Starting at the first line of the listing below, repeat each line exactly until the line containing "Sans', 'Noto Sans", which you include. Leave out pictures.

##############################

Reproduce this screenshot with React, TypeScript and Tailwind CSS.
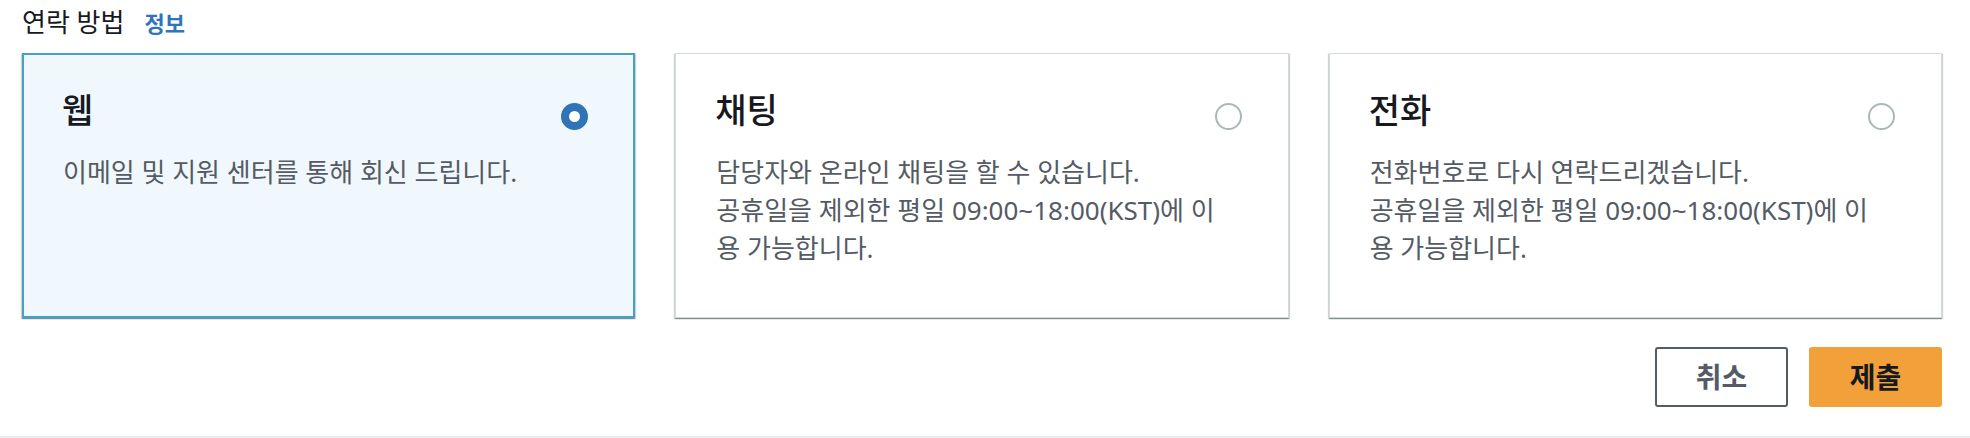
import React from "react";

type Option = {
  id: string;
  title: string;
  lines: string[];
};

const options: Option[] = [
  { id: "web", title: "웹", lines: ["이메일 및 지원 센터를 통해 회신 드립니다."] },
  {
    id: "chat",
    title: "채팅",
    lines: [
      "담당자와 온라인 채팅을 할 수 있습니다.",
      "공휴일을 제외한 평일 09:00~18:00(KST)에 이",
      "용 가능합니다.",
    ],
  },
  {
    id: "phone",
    title: "전화",
    lines: [
      "전화번호로 다시 연락드리겠습니다.",
      "공휴일을 제외한 평일 09:00~18:00(KST)에 이",
      "용 가능합니다.",
    ],
  },
];

const font = { fontFamily: "'Noto Sans', 'Noto Sans CJK KR', sans-serif" };

const Tile: React.FC<{ option: Option; selected: boolean }> = ({ option, selected }) => {
  return (
    <div
      className={
        selected
          ? "border-2 border-[#44a1c9] bg-[#f1f8fd] pl-[38px] pr-[45px] pt-[33px] pb-[49px] shadow-[0_1px_1px_0_rgba(0,28,36,0.3),1px_1px_1px_0_rgba(0,28,36,0.15),-1px_1px_1px_0_rgba(0,28,36,0.15)]"
          : "border border-[#d5dbdb] bg-white pl-[39px] pr-[46px] pt-[34px] pb-[50px] shadow-[0_1px_1px_0_rgba(0,28,36,0.3),1px_1px_1px_0_rgba(0,28,36,0.15),-1px_1px_1px_0_rgba(0,28,36,0.15)]"
      }
    >
      <div className="flex items-start justify-between h-[44px]">
        <span className="text-[34px] leading-[44px] font-medium text-[#16191f]">{option.title}</span>
        {selected ? (
          <span className="mt-[15px] w-[27px] h-[27px] rounded-full border-[8px] border-[#2f73b8] bg-white" />
        ) : (
          <span className="mt-[15px] w-[27px] h-[27px] rounded-full border-2 border-[#aab7b8] bg-white" />
        )}
      </div>
      <div className="mt-[21px] pl-px text-[26px] leading-[38px] text-[#545b64]">
        {option.lines.map((line, i) => (
          <div key={i} className="whitespace-nowrap">
            {line}
          </div>
        ))}
      </div>
    </div>
  );
};

export default function App() {
  return (
    <div className="w-[1970px] h-[438px] bg-white border-b-2 border-[#eaeded]" style={font}>
      <div className="pl-[22px] pr-[28px] pt-[4px]">
        <div className="flex items-baseline h-[36px] mb-[13px]">
          <span className="text-[26px] leading-[36px] text-[#16191f]">연락 방법</span>
          <span className="ml-[20px] text-[22px] leading-[36px] font-bold text-[#2f75bd]">정보</span>
        </div>
        <div className="grid grid-cols-3 gap-[40px]">
          {options.map((o) => (
            <Tile key={o.id} option={o} selected={o.id === "web"} />
          ))}
        </div>
        <div className="flex justify-end gap-[21px] mt-[29px]">
          <button className="w-[133px] h-[60px] rounded-[3px] border-2 border-[#545b64] bg-white text-[28px] font-bold text-[#545b64]">
            취소
          </button>
          <button className="w-[133px] h-[60px] rounded-[3px] bg-[#f1a03a] text-[28px] font-bold text-[#16191f]">
            제출
          </button>
        </div>
      </div>
    </div>
  );
}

##############################

EXPECTED ANSWER:
Reproduce this screenshot with React, TypeScript and Tailwind CSS.
import React from "react";

type Option = {
  id: string;
  title: string;
  lines: string[];
};

const options: Option[] = [
  { id: "web", title: "웹", lines: ["이메일 및 지원 센터를 통해 회신 드립니다."] },
  {
    id: "chat",
    title: "채팅",
    lines: [
      "담당자와 온라인 채팅을 할 수 있습니다.",
      "공휴일을 제외한 평일 09:00~18:00(KST)에 이",
      "용 가능합니다.",
    ],
  },
  {
    id: "phone",
    title: "전화",
    lines: [
      "전화번호로 다시 연락드리겠습니다.",
      "공휴일을 제외한 평일 09:00~18:00(KST)에 이",
      "용 가능합니다.",
    ],
  },
];

const font = { fontFamily: "'Noto Sans', 'Noto Sans CJK KR', sans-serif" };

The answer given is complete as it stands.